Not only does PinPoint Positioning overcome the blank canvas syndrome for creating content, but it also increases its impact and effectiveness. Comparing the content marketing experience of a well-positioned firm to that of the generalist is like comparing the golden age of illustration to modern abstract expressionism. Illustrators such as N.C. Wyeth, J.C. Leyendecker, and Norman Rockwell connected so concretely with their audiences with iconic images such as the small runway boy with a bindle, sitting next to a big policeman at the counter of a diner. You know the one. Doesn’t that one image tell a clear and compelling story?

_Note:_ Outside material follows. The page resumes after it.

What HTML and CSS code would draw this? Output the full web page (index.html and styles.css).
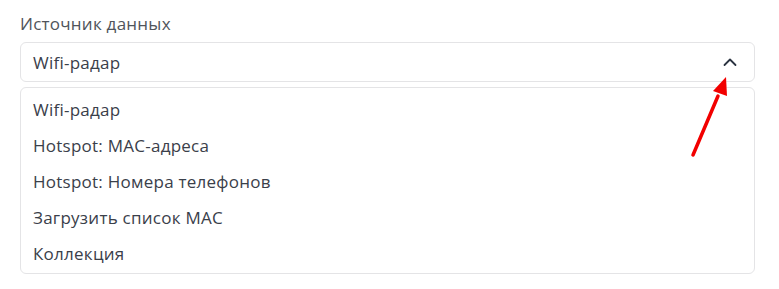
FILE: index.html
```html
<!DOCTYPE html>
<html lang="ru">
<head>
<meta charset="utf-8">
<link rel="stylesheet" href="styles.css">
</head>
<body>
<div class="field">
  <div class="label">Источник данных</div>
  <div class="select">
    <span class="value">Wifi-радар</span>
    <svg class="chev" width="14" height="10" viewBox="0 0 14 10"><path d="M1.5 8 L7 2.5 L12.5 8" fill="none" stroke="#2b3441" stroke-width="1.8" stroke-linecap="round" stroke-linejoin="round"/></svg>
  </div>
  <ul class="menu">
    <li>Wifi-радар</li>
    <li>Hotspot: MAC-адреса</li>
    <li>Hotspot: Номера телефонов</li>
    <li>Загрузить список MAC</li>
    <li>Коллекция</li>
  </ul>
  <svg class="arrow" width="779" height="289" viewBox="0 0 779 289"><line x1="693" y1="155" x2="718" y2="96" stroke="#f20000" stroke-width="3.5" stroke-linecap="round"/><polygon points="726,77 727,96 713,91" fill="#f20000"/></svg>
</div>
</body>
</html>
```
FILE: styles.css
```css
* { box-sizing: border-box; }
html, body { margin: 0; padding: 0; background: #fff; }
body { font-family: "Open Sans", "Noto Sans", sans-serif; color: #3a404a; letter-spacing: 0.25px; }
.field { position: relative; padding: 12px 24px 0 20px; width: 779px; height: 289px; }
.label { font-size: 17px; line-height: 24px; color: #50545b; margin-bottom: 6px; }
.select { height: 40px; border: 1px solid #e4e4e6; border-radius: 6px; display: flex; align-items: center; justify-content: space-between; padding: 0 17px 0 12px; font-size: 17px; }
.chev { display: block; }
.menu { list-style: none; margin: 5px 0 0; padding: 4px 0 1px; border: 1px solid #e4e4e6; border-radius: 6px; }
.menu li { height: 36px; line-height: 36px; padding-left: 12px; font-size: 17px; }
.arrow { position: absolute; left: 0; top: 0; pointer-events: none; }
```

The work of avant-garde abstract expressionists, on the other hand, which might be great art, speaks more to the prestige of the artist and the subjective experience of the viewer than to a clear and unambiguous narrative. The content of the generalist is all about the artist. The content of the specialist effectively serves the viewer—and thus the cause of the client. Your clients don’t hire you so that you can have an opportunity to display your artistic genius. They hire you to tell their stories, stories where they, not you, are the hero.

What does your content history look like? Is it more expressionist or illustrative? If you want a content strategy that’s effective and sustainable, it’s time to enter your client’s world and make them the hero of your messaging.